Unnamed: 0,CNN Word,CNN Word Frequency,Fox Word Frequency,Keyness CNN vs. Fox,Fox Word,Fox Word Frequency.1,CNN Word Frequency.1,Keyness Fox vs. CNN
1,cases,2621,408,99.751291,covid19,948,1990,225.376287
2,confirmed,931,115,66.187104,chinese,183,144,198.383793
3,tested,1517,229,63.878797,tonight,286,378,173.430135
4,positive,1412,211,61.382401,news,258,472,86.855362
5,novel,532,52,57.589082,america,127,162,81.021663
6,church,178,5,51.389808,trace,34,6,76.910582
7,morning,405,36,50.105717,we,1257,3648,76.873724
8,ship,540,60,47.321126,bill,126,167,76.093109
9,more,2341,428,45.118093,media,88,90,73.894489
10,of,14807,3351,44.830314,gallagher,43,19,68.841572


### From the above table, it appears that there are many interesting vocabulary differences between Fox and CNN news broadcasts. It appears that these differencs are meaningful in that they help paint a picture of messaging differences between the two news outlets' coronavirus coverage and reveal which words in particular distinguish between their coronavirus messaging and overall responses. 

### Some important words that distinguish CNN news broadcasts from Fox news broadcasts include, 'cases', 'confirmed', 'tested', 'positive', 'outbreakt', 'symptoms', 'deaths', 'died', and 'united states'. Some important words that distinguish Fox news broadcasts from CNN news broadcasts include 'covid19', 'chinese', 'america', 'media', 'china', 'democrats', 'hydroxychloroquine', 'trace', and 'response'.

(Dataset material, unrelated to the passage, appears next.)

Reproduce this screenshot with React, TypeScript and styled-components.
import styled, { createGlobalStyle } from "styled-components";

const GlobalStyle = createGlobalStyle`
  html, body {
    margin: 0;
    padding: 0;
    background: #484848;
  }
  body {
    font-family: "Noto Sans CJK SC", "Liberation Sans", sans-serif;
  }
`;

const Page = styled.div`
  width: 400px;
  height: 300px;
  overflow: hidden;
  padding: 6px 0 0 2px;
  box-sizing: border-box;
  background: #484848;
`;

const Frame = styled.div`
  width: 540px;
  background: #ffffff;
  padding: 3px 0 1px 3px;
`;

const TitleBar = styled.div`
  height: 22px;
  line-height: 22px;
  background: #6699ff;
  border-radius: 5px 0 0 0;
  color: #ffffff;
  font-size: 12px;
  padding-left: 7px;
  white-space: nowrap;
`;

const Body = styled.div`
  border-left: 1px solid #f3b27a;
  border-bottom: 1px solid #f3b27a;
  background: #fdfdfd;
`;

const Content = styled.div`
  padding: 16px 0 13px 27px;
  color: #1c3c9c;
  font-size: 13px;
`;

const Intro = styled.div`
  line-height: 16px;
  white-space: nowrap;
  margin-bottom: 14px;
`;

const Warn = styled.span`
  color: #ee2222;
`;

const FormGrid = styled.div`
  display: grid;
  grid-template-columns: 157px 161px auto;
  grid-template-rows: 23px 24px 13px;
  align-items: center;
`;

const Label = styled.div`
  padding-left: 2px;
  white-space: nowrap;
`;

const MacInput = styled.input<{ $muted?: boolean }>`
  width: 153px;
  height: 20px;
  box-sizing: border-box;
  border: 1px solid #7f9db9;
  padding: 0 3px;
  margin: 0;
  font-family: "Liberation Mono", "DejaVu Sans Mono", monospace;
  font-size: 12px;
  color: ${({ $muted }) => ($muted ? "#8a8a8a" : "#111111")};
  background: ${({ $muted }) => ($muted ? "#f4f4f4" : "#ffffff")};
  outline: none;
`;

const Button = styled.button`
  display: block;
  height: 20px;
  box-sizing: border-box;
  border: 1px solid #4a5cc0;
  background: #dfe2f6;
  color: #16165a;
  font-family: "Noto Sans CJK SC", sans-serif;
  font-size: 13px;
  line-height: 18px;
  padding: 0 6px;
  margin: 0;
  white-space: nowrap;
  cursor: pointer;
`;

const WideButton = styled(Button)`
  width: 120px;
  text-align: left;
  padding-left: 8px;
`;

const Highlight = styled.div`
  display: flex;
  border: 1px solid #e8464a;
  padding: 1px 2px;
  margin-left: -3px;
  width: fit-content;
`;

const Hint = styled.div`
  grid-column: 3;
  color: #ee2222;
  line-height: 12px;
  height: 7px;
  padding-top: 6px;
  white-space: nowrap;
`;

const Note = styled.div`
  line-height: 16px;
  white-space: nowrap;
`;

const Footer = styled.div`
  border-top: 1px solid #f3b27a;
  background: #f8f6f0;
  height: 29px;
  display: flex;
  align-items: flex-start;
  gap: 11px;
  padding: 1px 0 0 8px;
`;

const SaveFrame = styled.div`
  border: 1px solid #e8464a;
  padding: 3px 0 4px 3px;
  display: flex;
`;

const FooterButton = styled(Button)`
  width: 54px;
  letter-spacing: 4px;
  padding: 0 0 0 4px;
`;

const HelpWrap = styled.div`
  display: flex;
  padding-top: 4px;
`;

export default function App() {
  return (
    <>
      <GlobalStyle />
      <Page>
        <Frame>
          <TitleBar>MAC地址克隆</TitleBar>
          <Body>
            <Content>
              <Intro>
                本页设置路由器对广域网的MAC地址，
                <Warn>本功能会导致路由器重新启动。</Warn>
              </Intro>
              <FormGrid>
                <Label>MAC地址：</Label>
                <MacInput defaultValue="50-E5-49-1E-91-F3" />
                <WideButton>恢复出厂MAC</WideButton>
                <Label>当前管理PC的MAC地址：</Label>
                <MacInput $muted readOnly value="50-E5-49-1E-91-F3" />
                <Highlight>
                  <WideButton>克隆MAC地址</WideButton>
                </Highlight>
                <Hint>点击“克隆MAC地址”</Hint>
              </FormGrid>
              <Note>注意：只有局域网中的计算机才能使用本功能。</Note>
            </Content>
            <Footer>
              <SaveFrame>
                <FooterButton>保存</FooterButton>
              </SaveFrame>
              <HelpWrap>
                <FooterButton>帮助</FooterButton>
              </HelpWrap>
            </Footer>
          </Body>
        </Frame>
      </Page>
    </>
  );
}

### CNN appears to have focused its messaging around the United States, the spread of the coronavirus, and the results of this spread. Their response has contained significantly more coverage of the number of deaths in the U.S., the symptoms patients have suffered from, the number of confirmed cases, the spread of the virus, and the evolution of testing in the U.S. compared with Fox's response.

### In contrast, Fox appears to have focussed its messaging around China, focussing a lot of coverge around both the country and Chinese people much more than CNN has. Fox mentions China significantly more than it mentions America (362 times versus 127 times), and mentions Chinese more than it mentions America as well (183 times versus 127 times). Fox also mentions China and Chinese significantly more than CNN does. Moreover, it appears that Fox has made its messaging significantly more political than CNN has. Fox has mentioned the words democrats and biden a total of 166 times which is not only significantly more than CNN has mentioned them, but is also more than Fox has mentioned America (127 times). Moreover, Fox appears to have focussed a lot more attention around the response to coronavirus than CNN has. This is underscored by Fox's focus on the malaria drug hydroxychloroquine, which it has mentioned significantly more than CNN has. 

### Overall, it appears that there are certain words that distinguish CNN and Fox coronavirus responses from one another. It also appears that these vocbulary differences paint a picture of the differences between the messaging and content of each news outlet's responses.